* [Problem]
Show each line of the data below that has the string "styles" in it.

* [Available data]

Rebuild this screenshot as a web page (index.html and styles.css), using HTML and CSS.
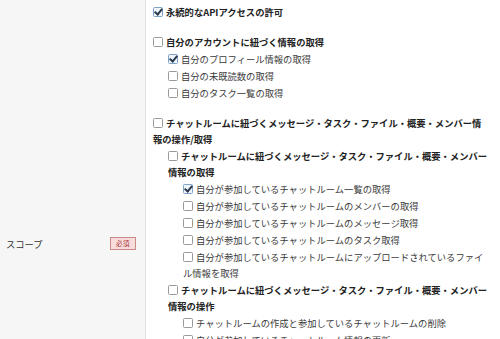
FILE: index.html
```html
<!DOCTYPE html>
<html lang="ja">
<head>
<meta charset="utf-8">
<link rel="stylesheet" href="styles.css">
</head>
<body>
<div class="form-row">
  <div class="form-label">
    <span class="label-text">スコープ</span>
    <span class="badge">必須</span>
  </div>
  <div class="form-field">
    <ul class="scope-list level-1">
      <li class="group">
        <label class="item strong"><span class="cb checked"></span>永続的なAPIアクセスの許可</label>
      </li>
      <li class="group">
        <label class="item strong"><span class="cb"></span>自分のアカウントに紐づく情報の取得</label>
        <ul class="scope-list level-2">
          <li><label class="item"><span class="cb checked"></span>自分のプロフィール情報の取得</label></li>
          <li><label class="item"><span class="cb"></span>自分の未既読数の取得</label></li>
          <li><label class="item"><span class="cb"></span>自分のタスク一覧の取得</label></li>
        </ul>
      </li>
      <li class="group">
        <label class="item strong"><span class="cb"></span>チャットルームに紐づくメッセージ・タスク・ファイル・概要・メンバー情報の操作/取得</label>
        <ul class="scope-list level-2">
          <li>
            <label class="item strong"><span class="cb"></span>チャットルームに紐づくメッセージ・タスク・ファイル・概要・メンバー情報の取得</label>
            <ul class="scope-list level-3">
              <li><label class="item"><span class="cb checked"></span>自分が参加しているチャットルーム一覧の取得</label></li>
              <li><label class="item"><span class="cb"></span>自分が参加しているチャットルームのメンバーの取得</label></li>
              <li><label class="item"><span class="cb"></span>自分か参加しているチャットルームのメッセージ取得</label></li>
              <li><label class="item"><span class="cb"></span>自分が参加しているチャットルームのタスク取得</label></li>
              <li><label class="item"><span class="cb"></span>自分が参加しているチャットルームにアップロードされているファイル情報を取得</label></li>
            </ul>
          </li>
          <li>
            <label class="item strong"><span class="cb"></span>チャットルームに紐づくメッセージ・タスク・ファイル・概要・メンバー情報の操作</label>
            <ul class="scope-list level-3">
              <li><label class="item"><span class="cb"></span>チャットルームの作成と参加しているチャットルームの削除</label></li>
              <li><label class="item"><span class="cb"></span>自分が参加しているチャットルーム情報の更新</label></li>
            </ul>
          </li>
        </ul>
      </li>
    </ul>
  </div>
</div>
</body>
</html>
```

FILE: styles.css
```css
html, body {
  margin: 0;
  padding: 0;
  background: #fff;
}
body {
  font-family: "Noto Sans CJK JP", "Noto Sans", sans-serif;
  color: #333;
  width: 500px;
  height: 339px;
  overflow: hidden;
}
.form-row {
  display: flex;
  min-height: 339px;
}
.form-label {
  flex: 0 0 130px;
  width: 130px;
  box-sizing: content-box;
  background: #f6f6f6;
  border-right: 1px solid #e2e2e2;
  display: flex;
  align-items: flex-start;
  justify-content: space-between;
  padding: 237px 9px 0 6px;
}
.label-text {
  font-size: 9.3px;
  line-height: 14px;
  color: #333;
}
.badge {
  display: inline-block;
  font-size: 6.5px;
  line-height: 11px;
  padding: 0 5px;
  color: #a33;
  background: #f8dcdc;
  border: 1px solid #c98a8a;
  letter-spacing: 0.5px;
}
.form-field {
  flex: 1;
  padding: 4px 11px 0 7px;
  min-width: 0;
}
.scope-list {
  list-style: none;
  margin: 0;
  padding: 0;
}
.level-2, .level-3 {
  padding-left: 15px;
}
.level-1 > .group + .group {
  margin-top: 14px;
}
.scope-list li + li,
.item + .scope-list {
  margin-top: 1px;
}
.item {
  display: block;
  font-size: 9.3px;
  line-height: 16px;
  color: #3a3a3a;
}
.item.strong {
  font-weight: bold;
  color: #222;
}
.cb {
  display: inline-block;
  width: 8px;
  height: 8px;
  border: 1px solid #9a9a9a;
  border-radius: 1.5px;
  background: #fff;
  margin-right: 3px;
  vertical-align: -1px;
  position: relative;
}
.cb.checked {
  border-color: #7fa3c4;
  background: #eef4fa;
}
.cb.checked::after {
  content: "";
  position: absolute;
  left: 2px;
  top: -1px;
  width: 3px;
  height: 6px;
  border-right: 2px solid #2a3a4c;
  border-bottom: 2px solid #2a3a4c;
  transform: rotate(40deg);
}
```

* [Solution to this exercise]
Rebuild this screenshot as a web page (index.html and styles.css), using HTML and CSS.
<link rel="stylesheet" href="styles.css">
FILE: styles.css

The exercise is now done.